- Film poster
- French: L'Audition
- Directed by: Luc Picard
- Written by: Luc Picard
- Starring: Luc Picard Suzanne Clément Alexis Martin Denis Bernard Robert Lepage
- Release date: September 2005 (Montreal);
- Country: Canada
- Language: French

= Audition (2005 film) =

Audition (L'Audition) is a 2005 Canadian comedy-drama film.

Written and directed by Luc Picard, the film stars Picard as Louis, an unhappy middle-aged repo man who decides to pursue his long-abandoned dream of becoming an actor. He quickly lines up an opportunity to audition for a role, and rehearses for his big day with actor Philippe Chevalier (Denis Bernard), while his girlfriend Suzie (Suzanne Clément) is preparing to leave him because she has just found out that she is pregnant but does not want her child to grow up in the atmosphere of violence created by Louis' current job.

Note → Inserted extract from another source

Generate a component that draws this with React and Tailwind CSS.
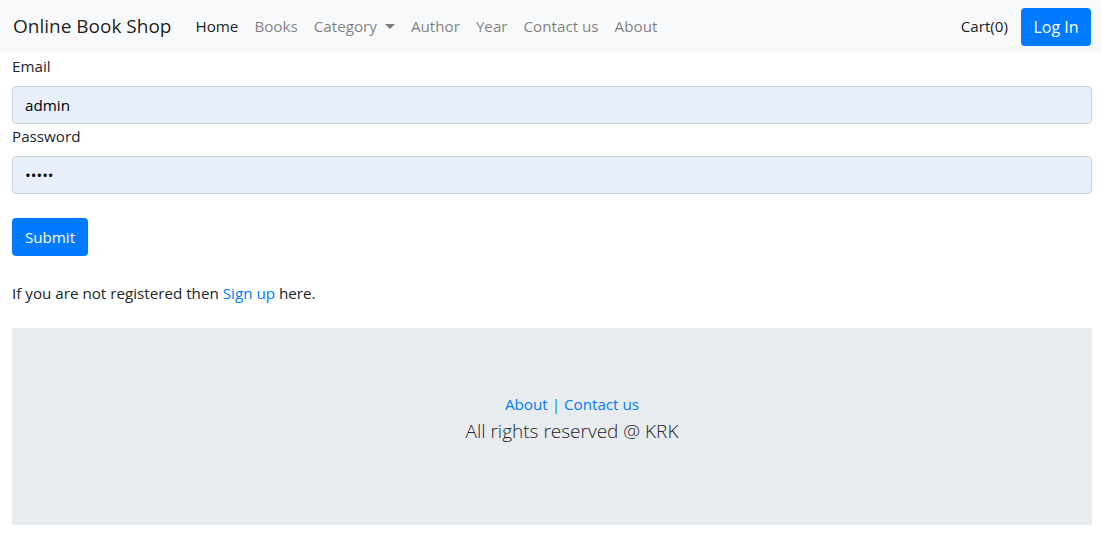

The film was partially inspired by a letter Picard wrote to his four-year-old son Henri.

In 2009, it was reported that Picard had secured a deal to direct an English-language adaptation of L'Audition for an American film studio, although the film never materialized.

==Awards==
The film garnered seven Genie Award nominations at the 26th Genie Awards in 2006:
- Best Actor: Luc Picard
- Best Supporting Actor: Denis Bernard
- Best Supporting Actress: Suzanne Clément
- Best Director: Luc Picard
- Best Original Screenplay: Luc Picard
- Best Sound Editing: Olivier Calvert, Diane Boucher, Simon Meilleur, Francine Poirier and Jean-François Sauvé
- Best Original Song: Daniel Bélanger ("Tourner")
Bernard won the award for Best Supporting Actor.

At the Jutra Awards in 2006, the film garnered ten nominations. Daniel Bélanger won the award for Best Original Score.